Given problem →
Everything from the first line of the data below through the line that contains "number; lines: string[];" should be written out exactly, please, and nothing more; the pictures stay out.

(Web page code records)
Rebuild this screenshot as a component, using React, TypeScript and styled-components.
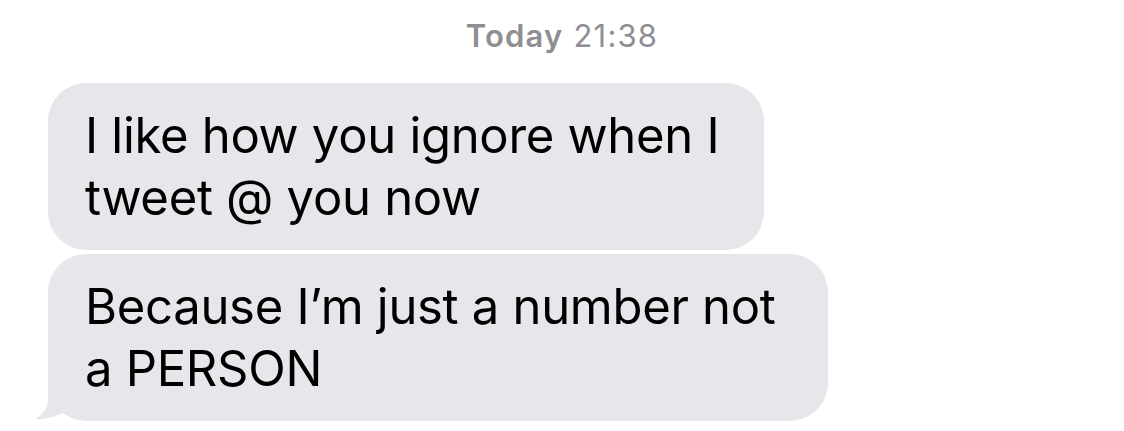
import React from "react";
import styled, { createGlobalStyle } from "styled-components";

const GlobalStyle = createGlobalStyle`
  html, body {
    margin: 0;
    padding: 0;
    background: #ffffff;
  }
  body {
    font-family: Inter, "Liberation Sans", Arial, sans-serif;
    -webkit-font-smoothing: antialiased;
  }
`;

const BUBBLE_GREY = "#e6e6eb";

type Message = { id: number; lines: string[]; tail?: boolean; padRight: number };

const messages: Message[] = [
  { id: 1, lines: ["I like how you ignore when I", "tweet @ you now"], padRight: 45 },
  { id: 2, lines: ["Because I\u2019m just a number not", "a PERSON"], tail: true, padRight: 52 },
];

const Tail = () => (
  <TailSvg width="44" height="46" viewBox="0 0 44 46">
    <path
      d="M14 0 L14 24 C14 33 9 40 1 44 C10 45 22 41.5 31 37 L42 18 L42 0 Z"
      fill={BUBBLE_GREY}
    />
  </TailSvg>
);

const App: React.FC = () => {
  return (
    <Screen>
      <GlobalStyle />
      <Timestamp>
        <strong>Today</strong> 21:38
      </Timestamp>
      <Thread>
        {messages.map((msg) => (
          <Bubble key={msg.id} $padRight={msg.padRight}>
            {msg.lines.map((line, i) => (
              <Line key={i}>{line}</Line>
            ))}
            {msg.tail && <Tail />}
          </Bubble>
        ))}
      </Thread>
    </Screen>
  );
};

export default App;

const Screen = styled.div`
  width: 1124px;
  height: 431px;
  overflow: hidden;
  display: flex;
  flex-direction: column;
  padding-top: 18px;
  box-sizing: border-box;
`;

const Timestamp = styled.div`
  text-align: center;
  font-size: 31px;
  line-height: 36px;
  color: #8e8e93;
  letter-spacing: 1.2px;

  & > strong {
    font-weight: 600;
  }
`;

const Thread = styled.div`
  display: flex;
  flex-direction: column;
  align-items: flex-start;
  gap: 4px;
  padding-left: 48px;
  margin-top: 29px;
`;

const Bubble = styled.div<{ $padRight: number }>`
  position: relative;
  background: ${BUBBLE_GREY};
  border-radius: 38px;
  padding: 22px ${(p) => p.$padRight}px 21px 37px;
  color: #000000;
  font-size: 49px;
  line-height: 62px;
  letter-spacing: -0.3px;
`;

const Line = styled.div`
  white-space: nowrap;
`;

const TailSvg = styled.svg`
  position: absolute;
  left: -14px;
  bottom: 0;
  display: block;
`;
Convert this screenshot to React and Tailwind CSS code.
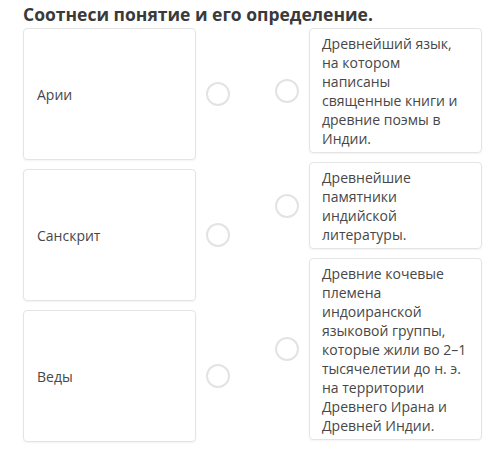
export default function App() {
  const font = { fontFamily: '"Open Sans", "Noto Sans", sans-serif' };
  const Circle = () => (
    <div className="w-[24px] h-[24px] rounded-full border-2 border-[#e3e3e3] bg-white shrink-0" />
  );
  const left = ["Арии", "Санскрит", "Веды"];
  const right = [
    "Древнейший язык, на котором написаны священные книги и древние поэмы в Индии.",
    "Древнейшие памятники индийской литературы.",
    "Древние кочевые племена индоиранской языковой группы, которые жили во 2–1 тысячелетии до н. э. на территории Древнего Ирана и Древней Индии.",
  ];
  return (
    <div className="w-[500px] h-[464px] bg-white text-[#474747]" style={font}>
      <div className="pl-[23px] pt-[3px] h-[28px] text-[17.5px] leading-[22px] font-bold text-[#3a3a3a]">
        Соотнеси понятие и его определение.
      </div>
      <div className="flex pl-[23px]">
        <div className="flex flex-col gap-[9px] w-[207px]">
          {left.map((t) => (
            <div key={t} className="flex items-center gap-[10px]">
              <div className="w-[173px] h-[132px] border border-[#e4e4e4] rounded-[4px] shadow-[0_1px_2px_rgba(0,0,0,0.05)] flex items-center pl-[13px] text-[14px]">
                {t}
              </div>
              <Circle />
            </div>
          ))}
        </div>
        <div className="flex flex-col gap-[9px] ml-[45px]">
          {right.map((t, i) => (
            <div key={i} className="flex items-center gap-[10px]">
              <Circle />
              <div className="w-[173px] border border-[#e4e4e4] rounded-[4px] shadow-[0_1px_2px_rgba(0,0,0,0.05)] pl-[12px] pr-[14px] pt-[5px] pb-[4px] text-[14px] leading-[19px]">
                {t}
              </div>
            </div>
          ))}
        </div>
      </div>
    </div>
  );
}
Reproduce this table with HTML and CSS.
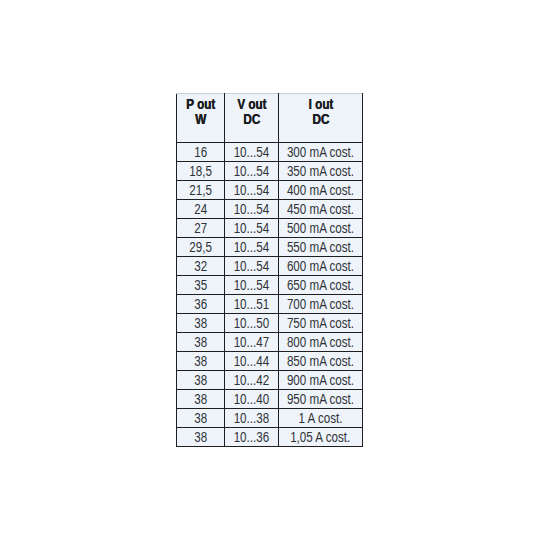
FILE: index.html
```html
<!DOCTYPE html>
<html>
<head>
<meta charset="utf-8">
<link rel="stylesheet" href="styles.css">
</head>
<body>
<div class="page">
<table class="spec">
<thead>
<tr><th class="c1"><span class="n">P out<br>W</span></th><th class="c2"><span class="n">V out<br>DC</span></th><th class="c3"><span class="n">I out<br>DC</span></th></tr>
</thead>
<tbody>
<tr><td><span class="n">16</span></td><td><span class="n">10...54</span></td><td><span class="n">300 mA cost.</span></td></tr>
<tr><td><span class="n">18,5</span></td><td><span class="n">10...54</span></td><td><span class="n">350 mA cost.</span></td></tr>
<tr><td><span class="n">21,5</span></td><td><span class="n">10...54</span></td><td><span class="n">400 mA cost.</span></td></tr>
<tr><td><span class="n">24</span></td><td><span class="n">10...54</span></td><td><span class="n">450 mA cost.</span></td></tr>
<tr><td><span class="n">27</span></td><td><span class="n">10...54</span></td><td><span class="n">500 mA cost.</span></td></tr>
<tr><td><span class="n">29,5</span></td><td><span class="n">10...54</span></td><td><span class="n">550 mA cost.</span></td></tr>
<tr><td><span class="n">32</span></td><td><span class="n">10...54</span></td><td><span class="n">600 mA cost.</span></td></tr>
<tr><td><span class="n">35</span></td><td><span class="n">10...54</span></td><td><span class="n">650 mA cost.</span></td></tr>
<tr><td><span class="n">36</span></td><td><span class="n">10...51</span></td><td><span class="n">700 mA cost.</span></td></tr>
<tr><td><span class="n">38</span></td><td><span class="n">10...50</span></td><td><span class="n">750 mA cost.</span></td></tr>
<tr><td><span class="n">38</span></td><td><span class="n">10...47</span></td><td><span class="n">800 mA cost.</span></td></tr>
<tr><td><span class="n">38</span></td><td><span class="n">10...44</span></td><td><span class="n">850 mA cost.</span></td></tr>
<tr><td><span class="n">38</span></td><td><span class="n">10...42</span></td><td><span class="n">900 mA cost.</span></td></tr>
<tr><td><span class="n">38</span></td><td><span class="n">10...40</span></td><td><span class="n">950 mA cost.</span></td></tr>
<tr><td><span class="n">38</span></td><td><span class="n">10...38</span></td><td><span class="n">1 A cost.</span></td></tr>
<tr><td><span class="n">38</span></td><td><span class="n">10...36</span></td><td><span class="n">1,05 A cost.</span></td></tr>
</tbody>
</table>
</div>
</body>
</html>
```
FILE: styles.css
```css
html, body {
  margin: 0;
  padding: 0;
  background: #ffffff;
}
.page {
  width: 540px;
  height: 540px;
  padding: 93px 0 0 176px;
  box-sizing: border-box;
}
.spec {
  border-collapse: collapse;
  table-layout: fixed;
  width: 187px;
  background: #eef4fa;
  color: #2f3236;
  font-family: "Liberation Sans", Arial, sans-serif;
  font-size: 14px;
}
.n {
  display: inline-block;
  white-space: nowrap;
  transform: scaleX(0.83);
  transform-origin: center;
}
.spec th {
  height: 49px;
  padding: 2px 0 0 0;
  box-sizing: border-box;
  vertical-align: top;
  font-weight: bold;
  font-size: 15px;
  line-height: 15px;
  color: #1a1c20;
  text-shadow: 0.4px 0 0 #1a1c20;
  border-left: 1px solid #1e1e1e;
  border-right: 1px solid #1e1e1e;
  border-top: 1px solid #c9ced4;
  border-bottom: 1px solid #1e1e1e;
  text-align: center;
  white-space: nowrap;
}
.spec th .n {
  transform: scaleX(0.78);
}
.spec .c1 { width: 48px; }
.spec .c2 { width: 54px; }
.spec .c3 { width: 84px; }
.spec td {
  height: 19px;
  padding: 0;
  box-sizing: border-box;
  line-height: 18px;
  text-align: center;
  white-space: nowrap;
  overflow: hidden;
  border: 1px solid #1e1e1e;
}
```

Output for this task →
Rebuild this screenshot as a component, using React, TypeScript and styled-components.
import React from "react";
import styled, { createGlobalStyle } from "styled-components";

const GlobalStyle = createGlobalStyle`
  html, body {
    margin: 0;
    padding: 0;
    background: #ffffff;
  }
  body {
    font-family: Inter, "Liberation Sans", Arial, sans-serif;
    -webkit-font-smoothing: antialiased;
  }
`;

const BUBBLE_GREY = "#e6e6eb";

type Message = { id: number; lines: string[]; tail?: boolean; padRight: number };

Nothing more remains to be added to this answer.